Here are a few inconvenient facts for Perry, who thinks that these honky crackers couldn’t possibly know anything about suffering:
‘It is Well With My Soul’ was written after Horatio Spafford lost his kids in a storm at sea (and the Chicago Fire had just bankrupted him of all earthly wealth).
‘Just As I Am’ was written by Charlotte Elliott, a lifetime bedridden invalid.
‘Showers of Blessings’ was written by Daniel Whittle, who lost his limbs in the Civil War.
‘He Keeps Me Singing’ was written by Luther Bridges who had lost his wife and all his children in a fire.
“Precious Lord, Take My Hand” was written by Thomas Dorsey after his wife and son died in childbirth.

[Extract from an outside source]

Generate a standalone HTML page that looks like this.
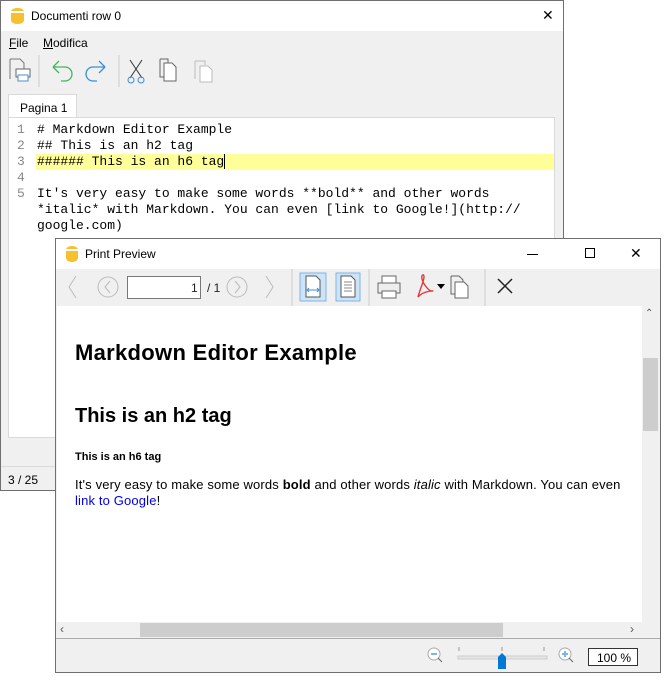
<!DOCTYPE html>
<html><head><style>
*{margin:0;padding:0;box-sizing:border-box}
body{width:665px;height:680px;background:#fff;position:relative;overflow:hidden;font-family:"Liberation Sans",sans-serif;font-size:12px;color:#000}
.abs{position:absolute}
.mono{font-family:"Liberation Mono",monospace;font-size:13px}
</style></head><body>
<!-- main window -->
<div class="abs" style="left:0;top:0;width:564px;height:491px;border:1px solid #6f6f6f;background:#f0f0f0">
 <div class="abs" style="left:0;top:0;width:562px;height:30px;background:#fff">
  <div class="abs" style="left:10px;top:7px;width:13px;height:16px;background:#f7c02e;border-radius:6px/4px"></div>
  <div class="abs" style="left:10px;top:10px;width:13px;height:2px;background:#fff"></div>
  <div class="abs" style="left:30px;top:8px;font-size:12px">Documenti row 0</div>
  <div class="abs" style="left:541px;top:6px;font-size:14px">✕</div>
 </div>
 <div class="abs" style="left:8px;top:35px"><u>F</u>ile</div>
 <div class="abs" style="left:42px;top:35px"><u>M</u>odifica</div>
 <svg class="abs" style="left:4px;top:54px" width="220" height="32">
  <path d="M5 4h10l4 4v8M5 4v20" fill="none" stroke="#777"/><rect x="11" y="14" width="14" height="8" fill="#fff" stroke="#666"/><rect x="13" y="20" width="10" height="6" fill="#fff" stroke="#4a8fc9"/>
  <line x1="34" y1="0" x2="34" y2="32" stroke="#ccc"/>
  <path d="M48 12h12a7 7 0 0 1 0 14h-4M48 12l6-6M48 12l6 6" fill="none" stroke="#43b35e" stroke-width="1.3"/>
  <path d="M100 12h-12a7 7 0 0 0 0 14h4M100 12l-6-6M100 12l-6 6" fill="none" stroke="#3b8fd6" stroke-width="1.3"/>
  <line x1="114" y1="0" x2="114" y2="32" stroke="#ccc"/>
  <path d="M125 5l12 18M137 5l-12 18" stroke="#333"/><circle cx="126" cy="25" r="3" fill="none" stroke="#3b8fd6"/><circle cx="136" cy="25" r="3" fill="none" stroke="#3b8fd6"/>
  <path d="M155 4h8v4M155 4v18h4" fill="none" stroke="#666"/><path d="M159 8h8l4 4v14h-12z" fill="#fff" stroke="#666"/>
  <path d="M190 6h10v4M190 6v18" fill="none" stroke="#bbb"/><path d="M195 11h8l4 4v12h-12z" fill="#fff" stroke="#bbb"/>
 </svg>
 <div class="abs" style="left:7px;top:93px;width:69px;height:25px;background:#fff;border:1px solid #d9d9d9;border-bottom:none;padding:6px 0 0 11px;white-space:nowrap">Pagina 1</div>
 <div class="abs" style="left:7px;top:116px;width:547px;height:321px;background:#fff;border:1px solid #d9d9d9"></div>
 <div class="abs" style="left:35px;top:153px;width:518px;height:16px;background:#ffff99"></div>
 <div class="abs mono" style="left:16px;top:121px;line-height:16px;color:#888">1<br>2<br>3<br>4<br>5</div>
 <div class="abs mono" style="left:36px;top:121px;line-height:16px;white-space:pre"># Markdown Editor Example
## This is an h2 tag
###### This is an h6 tag<span style="border-left:1px solid #000"></span>

It's very easy to make some words **bold** and other words
*italic* with Markdown. You can even [link to Google!](http://
google.com)</div>
 <div class="abs" style="left:0;top:465px;width:562px;border-top:1px solid #d9d9d9"></div>
 <div class="abs" style="left:7px;top:472px">3 / 25</div>
</div>
<!-- preview window -->
<div class="abs" style="left:55px;top:238px;width:606px;height:435px;border:1px solid #6f6f6f;background:#f0f0f0">
 <div class="abs" style="left:0;top:0;width:604px;height:30px;background:#fff">
  <div class="abs" style="left:10px;top:7px;width:12px;height:16px;background:#f7c02e;border-radius:6px/4px"></div>
  <div class="abs" style="left:10px;top:10px;width:12px;height:2px;background:#fff"></div>
  <div class="abs" style="left:29px;top:8px">Print Preview</div>
  <div class="abs" style="left:471px;top:15px;width:11px;height:1px;background:#000"></div>
  <div class="abs" style="left:529px;top:9px;width:10px;height:10px;border:1px solid #000"></div>
  <div class="abs" style="left:574px;top:6px;font-size:14px">✕</div>
 </div>
 <svg class="abs" style="left:0;top:30px" width="604" height="37">
  <path d="M20 7l-7 11 7 11" fill="none" stroke="#bbb"/>
  <circle cx="52" cy="18" r="10" fill="none" stroke="#bbb"/><path d="M54 12l-5 6 5 6" fill="none" stroke="#bbb"/>
  <rect x="71.5" y="7.5" width="73" height="22" fill="#fff" stroke="#777"/>
  <text x="135" y="23" font-size="12" font-family="Liberation Sans" fill="#222">1</text>
  <text x="151" y="23" font-size="12" font-family="Liberation Sans" fill="#222">/ 1</text>
  <circle cx="181" cy="18" r="10" fill="none" stroke="#bbb"/><path d="M179 12l5 6-5 6" fill="none" stroke="#bbb"/>
  <path d="M210 7l7 11-7 11" fill="none" stroke="#bbb"/>
  <line x1="236" y1="0" x2="236" y2="37" stroke="#ccc"/>
  <rect x="244" y="4" width="26" height="28" fill="#cde4f7" stroke="#7eb4ea"/><path d="M250 7h10l4 4v17h-14z" fill="#fff" stroke="#555"/><path d="M251 21h12M251 21l2-2M251 21l2 2M263 21l-2-2M263 21l-2 2" stroke="#3b8fd6"/>
  <rect x="280" y="4" width="24" height="28" fill="#cde4f7" stroke="#7eb4ea"/><path d="M285 7h10l4 4v17h-14z" fill="#fff" stroke="#555"/><path d="M288 13h8M288 16h8M288 19h8M288 22h8" stroke="#888"/>
  <line x1="313" y1="0" x2="313" y2="37" stroke="#ccc"/>
  <rect x="322" y="14" width="22" height="10" fill="#eee" stroke="#666"/><rect x="326" y="7" width="14" height="7" fill="#fff" stroke="#666"/><rect x="326" y="22" width="14" height="7" fill="#fff" stroke="#666"/>
  <path d="M362 28c2-8 6-16 6-20s-3-2-2 2 6 12 10 12-8-1-14 6z" fill="none" stroke="#e03a3a" stroke-width="1.4"/>
  <path d="M381 15h8l-4 5z" fill="#000"/>
  <path d="M395 7h8l4 4v3M395 7v18h4" fill="none" stroke="#666"/><path d="M399 13h9l4 4v12h-13z" fill="#fff" stroke="#666"/>
  <line x1="429" y1="0" x2="429" y2="37" stroke="#ccc"/>
  <path d="M442 10l14 14M456 10l-14 14" stroke="#222" stroke-width="1.5"/>
 </svg>
 <div class="abs" style="left:1px;top:67px;width:585px;height:316px;background:#fff">
  <div class="abs" style="left:18px;top:34px;font-size:22px;font-weight:bold;letter-spacing:0.3px">Markdown Editor Example</div>
  <div class="abs" style="left:18px;top:99px;font-size:20px;font-weight:bold">This is an h2 tag</div>
  <div class="abs" style="left:18px;top:145px;font-size:11px;font-weight:bold">This is an h6 tag</div>
  <div class="abs" style="left:18px;top:171px;font-size:13px;line-height:16px;width:555px;letter-spacing:0.15px">It's very easy to make some words <b>bold</b> and other words <i>italic</i> with Markdown. You can even <span style="color:#00e">link to Google</span>!</div>
 </div>
 <div class="abs" style="left:586px;top:67px;width:17px;height:316px;background:#f0f0f0">
  <div class="abs" style="left:3px;top:2px;font-size:10px;color:#555">⌃</div>
  <div class="abs" style="left:1px;top:52px;width:15px;height:73px;background:#cdcdcd"></div>
 </div>
 <div class="abs" style="left:1px;top:383px;width:585px;height:16px;background:#f0f0f0">
  <div class="abs" style="left:83px;top:1px;width:363px;height:14px;background:#cdcdcd"></div>
  <div class="abs" style="left:3px;top:0;font-size:12px;color:#555">‹</div>
  <div class="abs" style="left:573px;top:0;font-size:12px;color:#555">›</div>
 </div>
 <div class="abs" style="left:0;top:399px;width:604px;border-top:1px solid #aaa"></div>
 <svg class="abs" style="left:370px;top:405px" width="230" height="26">
  <circle cx="8" cy="10" r="6" fill="#fff" stroke="#aaa"/><path d="M5 10h6" stroke="#7eb4ea" stroke-width="2"/><path d="M12 14l4 4" stroke="#666"/>
  <rect x="32" y="12" width="89" height="3" fill="#e6e6e6" stroke="#ccc"/>
  <path d="M33 3v4M76 3v4M118 3v4" stroke="#999"/>
  <path d="M72 13l4-4 4 4v12h-8z" fill="#0078d7"/>
  <circle cx="139" cy="10" r="6" fill="#fff" stroke="#aaa"/><path d="M136 10h6M139 7v6" stroke="#7eb4ea" stroke-width="2"/><path d="M143 14l4 4" stroke="#666"/>
  <rect x="162.5" y="4.5" width="49" height="17" fill="#fff" stroke="#333"/>
  <text x="171" y="18" font-size="12" font-family="Liberation Sans">100 %</text>
 </svg>
</div>
</body></html>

You might notice that these songs are filled with optimistic hope and written by tortured people. One poor soul on my Facebook page today tried to argue that being enslaved is a worse suffering than being born blind or losing your entire family to disaster. I have to wonder how many antebellum slaves would have traded their children or eyesight for their liberty.
The “my suffering is greater than your suffering” is a kind of virtue-signaling that is, for lack of a better term, closer to virtue twerking. It’s perverse. This type of social justice warrior highlights and shows off their suffering like urban debutants are competing for largest backside on Instagram.
But ultimately, what’s most overlooked here is that few have suffered in their life as much as David, who wrote most of the Psalms. And he was not a man of color (according to Critical Race Theory, Jews are not minorities because they have the “whiteness” of privilege). But more so than David, is the Suffering Servant, Jesus. Contrary to the scholars in the Black Hebrew Israelite movement, like David, Jesus was not a black man (neither was he white). But boy, I bet Jesus could write a mean hymn and knows a few things about suffering despite the fact he was never enslaved.
Like I’ve been saying for years, the Social Gospel is not the Gospel. It’s an affront to it. If we are ever to maintain the unity of the faith, militant butch race-baiters need to be eradicated from the church and handed over to their god, Karl Marx.